[Start of Records shown]

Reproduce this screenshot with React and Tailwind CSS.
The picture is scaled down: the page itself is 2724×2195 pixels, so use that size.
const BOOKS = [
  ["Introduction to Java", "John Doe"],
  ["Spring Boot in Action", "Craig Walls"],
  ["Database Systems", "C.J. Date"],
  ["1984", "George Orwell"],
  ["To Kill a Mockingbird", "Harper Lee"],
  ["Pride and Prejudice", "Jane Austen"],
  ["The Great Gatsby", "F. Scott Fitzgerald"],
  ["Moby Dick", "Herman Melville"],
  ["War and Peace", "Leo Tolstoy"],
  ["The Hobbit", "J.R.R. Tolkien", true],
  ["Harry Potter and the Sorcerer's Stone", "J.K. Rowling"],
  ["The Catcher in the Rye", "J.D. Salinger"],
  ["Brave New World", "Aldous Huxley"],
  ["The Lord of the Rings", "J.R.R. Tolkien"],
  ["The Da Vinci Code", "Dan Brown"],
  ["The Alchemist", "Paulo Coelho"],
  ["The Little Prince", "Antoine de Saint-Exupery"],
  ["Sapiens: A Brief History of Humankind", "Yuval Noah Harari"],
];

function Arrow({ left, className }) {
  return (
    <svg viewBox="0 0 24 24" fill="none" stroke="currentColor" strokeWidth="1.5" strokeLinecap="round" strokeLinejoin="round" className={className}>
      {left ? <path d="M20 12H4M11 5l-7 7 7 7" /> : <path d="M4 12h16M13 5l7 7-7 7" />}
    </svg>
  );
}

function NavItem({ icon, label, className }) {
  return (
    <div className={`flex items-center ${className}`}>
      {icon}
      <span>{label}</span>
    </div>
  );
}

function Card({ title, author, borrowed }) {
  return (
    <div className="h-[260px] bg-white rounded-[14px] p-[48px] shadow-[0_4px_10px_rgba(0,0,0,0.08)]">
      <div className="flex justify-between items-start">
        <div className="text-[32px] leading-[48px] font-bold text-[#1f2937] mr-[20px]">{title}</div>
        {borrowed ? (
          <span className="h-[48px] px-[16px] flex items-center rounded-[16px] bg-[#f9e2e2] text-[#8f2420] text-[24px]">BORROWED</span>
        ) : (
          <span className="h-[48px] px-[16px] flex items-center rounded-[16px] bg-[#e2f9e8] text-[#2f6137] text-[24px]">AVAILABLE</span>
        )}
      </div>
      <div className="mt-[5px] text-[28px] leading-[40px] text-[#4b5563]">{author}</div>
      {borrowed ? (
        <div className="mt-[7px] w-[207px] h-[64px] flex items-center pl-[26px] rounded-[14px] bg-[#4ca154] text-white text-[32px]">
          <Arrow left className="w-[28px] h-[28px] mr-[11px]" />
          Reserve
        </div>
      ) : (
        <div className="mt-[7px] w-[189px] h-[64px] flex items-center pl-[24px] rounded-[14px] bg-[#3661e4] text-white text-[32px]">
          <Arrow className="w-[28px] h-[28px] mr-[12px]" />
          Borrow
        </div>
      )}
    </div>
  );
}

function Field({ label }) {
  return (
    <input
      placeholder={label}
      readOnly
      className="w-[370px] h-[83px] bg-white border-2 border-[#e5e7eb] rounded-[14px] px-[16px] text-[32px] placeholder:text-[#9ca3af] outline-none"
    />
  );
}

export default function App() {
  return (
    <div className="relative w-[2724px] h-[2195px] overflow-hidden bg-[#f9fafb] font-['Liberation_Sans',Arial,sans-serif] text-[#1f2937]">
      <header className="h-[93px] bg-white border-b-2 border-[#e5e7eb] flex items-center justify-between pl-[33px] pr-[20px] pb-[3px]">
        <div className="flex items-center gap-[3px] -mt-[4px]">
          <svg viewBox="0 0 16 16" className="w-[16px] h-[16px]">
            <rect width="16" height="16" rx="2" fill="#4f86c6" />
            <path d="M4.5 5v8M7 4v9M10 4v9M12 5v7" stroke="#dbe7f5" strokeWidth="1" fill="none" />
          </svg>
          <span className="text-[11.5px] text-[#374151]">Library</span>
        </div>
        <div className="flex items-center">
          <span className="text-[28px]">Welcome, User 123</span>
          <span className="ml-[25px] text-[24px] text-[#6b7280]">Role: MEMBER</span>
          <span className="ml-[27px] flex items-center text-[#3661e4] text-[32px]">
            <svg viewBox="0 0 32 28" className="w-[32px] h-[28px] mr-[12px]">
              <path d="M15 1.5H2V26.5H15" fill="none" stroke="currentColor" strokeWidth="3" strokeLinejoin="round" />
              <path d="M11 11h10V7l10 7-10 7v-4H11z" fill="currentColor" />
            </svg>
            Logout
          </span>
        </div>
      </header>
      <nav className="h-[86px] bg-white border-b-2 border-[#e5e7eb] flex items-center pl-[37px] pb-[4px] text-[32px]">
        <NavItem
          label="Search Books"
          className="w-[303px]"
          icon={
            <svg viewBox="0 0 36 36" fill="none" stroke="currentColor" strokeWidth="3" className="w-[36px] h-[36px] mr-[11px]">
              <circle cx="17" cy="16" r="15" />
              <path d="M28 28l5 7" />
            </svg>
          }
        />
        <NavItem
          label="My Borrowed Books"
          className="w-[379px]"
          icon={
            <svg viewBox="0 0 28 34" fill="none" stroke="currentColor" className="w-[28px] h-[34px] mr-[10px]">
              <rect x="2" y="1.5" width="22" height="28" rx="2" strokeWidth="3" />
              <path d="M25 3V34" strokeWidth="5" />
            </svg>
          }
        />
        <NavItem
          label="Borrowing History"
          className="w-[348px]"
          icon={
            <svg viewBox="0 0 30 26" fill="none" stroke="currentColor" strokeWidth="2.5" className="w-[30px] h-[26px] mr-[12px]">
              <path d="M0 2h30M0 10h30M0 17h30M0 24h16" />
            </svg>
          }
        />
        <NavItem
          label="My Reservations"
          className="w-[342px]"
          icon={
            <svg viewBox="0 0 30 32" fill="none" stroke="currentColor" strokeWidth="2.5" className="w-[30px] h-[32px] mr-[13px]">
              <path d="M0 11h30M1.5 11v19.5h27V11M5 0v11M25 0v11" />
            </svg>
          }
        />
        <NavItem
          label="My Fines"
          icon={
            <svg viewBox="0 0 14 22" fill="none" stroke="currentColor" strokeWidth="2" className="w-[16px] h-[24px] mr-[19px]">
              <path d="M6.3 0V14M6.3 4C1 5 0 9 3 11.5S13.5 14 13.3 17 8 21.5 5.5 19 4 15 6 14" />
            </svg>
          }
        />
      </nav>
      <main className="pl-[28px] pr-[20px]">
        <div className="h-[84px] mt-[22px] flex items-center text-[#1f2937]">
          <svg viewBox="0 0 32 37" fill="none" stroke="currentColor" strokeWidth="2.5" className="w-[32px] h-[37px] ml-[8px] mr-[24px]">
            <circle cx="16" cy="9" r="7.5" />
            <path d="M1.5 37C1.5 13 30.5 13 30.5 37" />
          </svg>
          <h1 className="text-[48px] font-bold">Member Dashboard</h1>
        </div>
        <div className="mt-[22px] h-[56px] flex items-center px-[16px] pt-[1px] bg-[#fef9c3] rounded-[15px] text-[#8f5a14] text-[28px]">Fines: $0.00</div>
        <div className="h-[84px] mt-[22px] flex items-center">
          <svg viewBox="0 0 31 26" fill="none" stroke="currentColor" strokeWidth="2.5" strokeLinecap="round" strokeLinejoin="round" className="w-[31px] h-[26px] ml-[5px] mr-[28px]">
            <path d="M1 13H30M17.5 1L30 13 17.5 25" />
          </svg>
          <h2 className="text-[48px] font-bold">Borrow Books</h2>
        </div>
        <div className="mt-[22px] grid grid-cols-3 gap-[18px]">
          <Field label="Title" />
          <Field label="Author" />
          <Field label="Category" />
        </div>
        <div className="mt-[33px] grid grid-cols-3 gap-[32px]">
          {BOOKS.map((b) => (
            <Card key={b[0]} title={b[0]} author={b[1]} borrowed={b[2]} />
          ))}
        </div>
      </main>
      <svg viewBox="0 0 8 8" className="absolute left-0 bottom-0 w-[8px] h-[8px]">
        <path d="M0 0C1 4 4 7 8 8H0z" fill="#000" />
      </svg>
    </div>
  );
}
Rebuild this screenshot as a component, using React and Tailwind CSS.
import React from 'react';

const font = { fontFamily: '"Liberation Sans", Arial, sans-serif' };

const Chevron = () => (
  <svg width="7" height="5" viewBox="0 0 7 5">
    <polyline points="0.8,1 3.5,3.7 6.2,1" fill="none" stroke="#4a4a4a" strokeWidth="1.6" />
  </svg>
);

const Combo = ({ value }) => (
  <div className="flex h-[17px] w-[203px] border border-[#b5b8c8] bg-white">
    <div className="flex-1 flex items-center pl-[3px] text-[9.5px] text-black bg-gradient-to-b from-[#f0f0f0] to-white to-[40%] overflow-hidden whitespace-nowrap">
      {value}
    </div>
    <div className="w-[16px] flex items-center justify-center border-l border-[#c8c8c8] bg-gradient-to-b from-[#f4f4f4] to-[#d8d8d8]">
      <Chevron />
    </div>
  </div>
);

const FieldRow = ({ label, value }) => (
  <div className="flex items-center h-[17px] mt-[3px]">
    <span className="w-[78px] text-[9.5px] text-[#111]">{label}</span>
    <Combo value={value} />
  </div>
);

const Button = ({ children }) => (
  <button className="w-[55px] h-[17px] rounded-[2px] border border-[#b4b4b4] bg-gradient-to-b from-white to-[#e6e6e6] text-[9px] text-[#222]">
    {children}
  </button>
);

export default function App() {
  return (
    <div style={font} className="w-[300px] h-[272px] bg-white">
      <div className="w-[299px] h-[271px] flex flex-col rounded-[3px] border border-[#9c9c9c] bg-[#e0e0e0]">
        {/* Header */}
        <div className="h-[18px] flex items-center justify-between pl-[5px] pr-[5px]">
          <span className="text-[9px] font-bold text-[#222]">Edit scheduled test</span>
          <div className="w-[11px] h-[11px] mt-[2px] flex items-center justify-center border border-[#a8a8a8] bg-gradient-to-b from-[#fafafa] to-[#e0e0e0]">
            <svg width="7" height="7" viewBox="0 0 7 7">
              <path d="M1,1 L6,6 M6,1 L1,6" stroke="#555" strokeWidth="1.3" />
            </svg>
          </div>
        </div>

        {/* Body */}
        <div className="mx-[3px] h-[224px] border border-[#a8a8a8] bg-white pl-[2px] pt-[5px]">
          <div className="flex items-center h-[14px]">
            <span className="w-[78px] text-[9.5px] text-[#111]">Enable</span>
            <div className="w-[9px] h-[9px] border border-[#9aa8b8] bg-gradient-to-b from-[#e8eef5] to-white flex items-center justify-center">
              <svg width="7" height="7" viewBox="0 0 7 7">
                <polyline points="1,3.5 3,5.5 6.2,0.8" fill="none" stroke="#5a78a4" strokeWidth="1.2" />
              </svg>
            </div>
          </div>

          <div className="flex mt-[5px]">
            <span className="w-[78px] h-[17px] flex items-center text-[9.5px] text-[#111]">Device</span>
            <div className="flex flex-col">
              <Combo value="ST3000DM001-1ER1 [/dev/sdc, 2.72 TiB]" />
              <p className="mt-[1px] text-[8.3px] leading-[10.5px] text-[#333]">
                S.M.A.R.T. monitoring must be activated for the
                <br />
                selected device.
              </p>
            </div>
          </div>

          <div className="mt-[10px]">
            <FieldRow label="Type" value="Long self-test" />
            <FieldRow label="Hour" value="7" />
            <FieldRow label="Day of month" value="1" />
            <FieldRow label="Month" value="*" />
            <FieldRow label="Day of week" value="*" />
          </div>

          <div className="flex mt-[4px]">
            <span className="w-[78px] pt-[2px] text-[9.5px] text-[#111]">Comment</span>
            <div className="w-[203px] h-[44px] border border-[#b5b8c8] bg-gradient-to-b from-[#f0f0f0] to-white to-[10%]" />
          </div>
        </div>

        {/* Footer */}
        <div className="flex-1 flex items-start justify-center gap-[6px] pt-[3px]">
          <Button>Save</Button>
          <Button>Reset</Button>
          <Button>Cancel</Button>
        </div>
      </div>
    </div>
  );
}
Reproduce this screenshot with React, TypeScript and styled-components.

[End of Records shown]

Instructions to follow.
Find the word "with" in the data and copy out each line where it turns up.

Task response.
Reproduce this screenshot with React and Tailwind CSS.
Reproduce this screenshot with React, TypeScript and styled-components.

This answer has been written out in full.